MICHELANGELO BUONARROTI (1475-1564) 'The Lybian Sybyl' from the Sisine Chapel Ceiling, 1508 -12 (fresco)

MICHELANGELO BUONARROTI (1475-1564)
'The Libyan Sybil' from the Sistine Chapel Ceiling, 1508 -12
(fresco)

The fact that Michelangelo saw himself primarily as a sculptor is evident in the drawing of his foreshortened figures, whose contours transcribe three dimensional form as they twist and turn through space. His fearless drawing and 'cangiantismo' rendering of form combined with an astonishing range of formidable poses demonstrate his breathtaking level of skill. The physical movement and muscularity of 'The Libyan Sybil' is a perfect example of these distinctive characteristics which were to have a major influence on the elaborate style of Mannerism.

 

The Last Judgement (1536-41)

 

MICHELANGELO BUONARROTI (1475-1564) The 'Last Judgement', 1536-41 (fresco)

MICHELANGELO BUONARROTI (1475-1564)
The 'Last Judgement', 1536-41
(fresco)

Twenty four years after the completion of the Sistine Chapel ceiling, Pope Clement VII commissioned Michelangelo to paint its 45ft. x 39ft. altar wall.
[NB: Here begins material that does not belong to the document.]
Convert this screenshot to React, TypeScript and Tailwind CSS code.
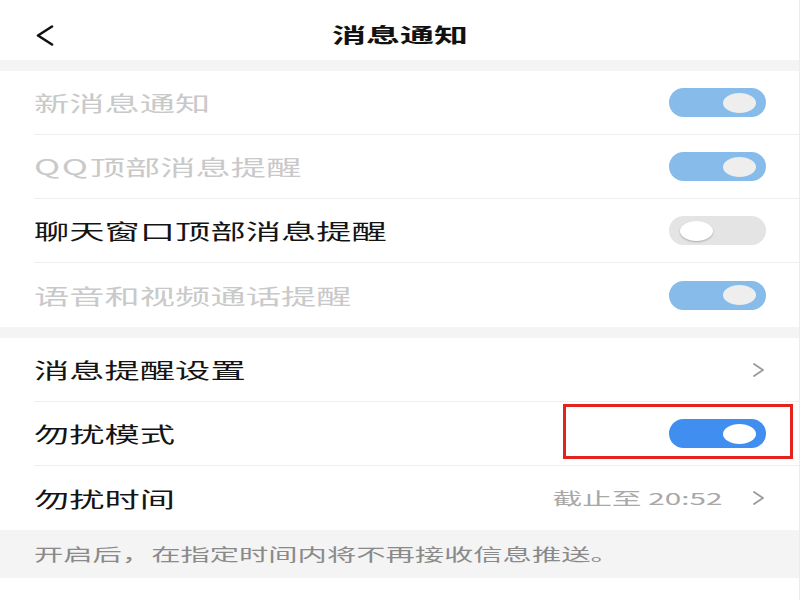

According to Giorgio Vasari, the 16th century biographer of Italian Renaissance artists, Michelangelo revealed his fresco of the 'Last Judgement' on Christmas Day 1541. It was a terrifying image of damnation and resurrection that even managed to surpass the ceiling in its awesome virtuosity and the dramatic power of its narrative.

The radiant figure of a sovereign Christ holds the centre ground of the composition surrounded his apostles and the prophets. As he raises up his right arm to condemn the sinners to his left, his mother Mary recoils in fear at the thought of their eternal damnation. This is no longer the 13th century Christ of Giotto and St. Francis of Assisi who gently expressed the humility and humanity of Jesus. This is an apocalyptic and fearful Christ of fire and brimstone, who reflects the authority of the Church.

 

MICHELANGELO BUONARROTI (1475-1564) Detail of the 'seven angels' and the 'saved souls' from the 'Last Judgement', 1536-41 (fresco)

MICHELANGELO BUONARROTI (1475-1564)
Detail of the 'seven angels' and the 'saved souls' from the 'Last Judgement', 1536-41
(fresco)

Below the figure of Christ, the seven angels of the Apocalypse sound the call to judgement [9]. To their left as we look at the work, the saved souls ascend from their graves to their reward in heaven, although for some of them it appears to be quite a difficult climb.

 

MICHELANGELO BUONARROTI (1475-1564) Detail of 'Charon' and 'Minos' from the 'Last Judgement', 1536-41 (fresco)

MICHELANGELO BUONARROTI (1475-1564)
Detail of 'Charon' and 'Minos' from the 'Last Judgement', 1536-41
(fresco)

To their right, the damned are dragged down by devils onto the banks of the River Styx where Charon and his demons violently herd their despairing souls towards the gates of Hell.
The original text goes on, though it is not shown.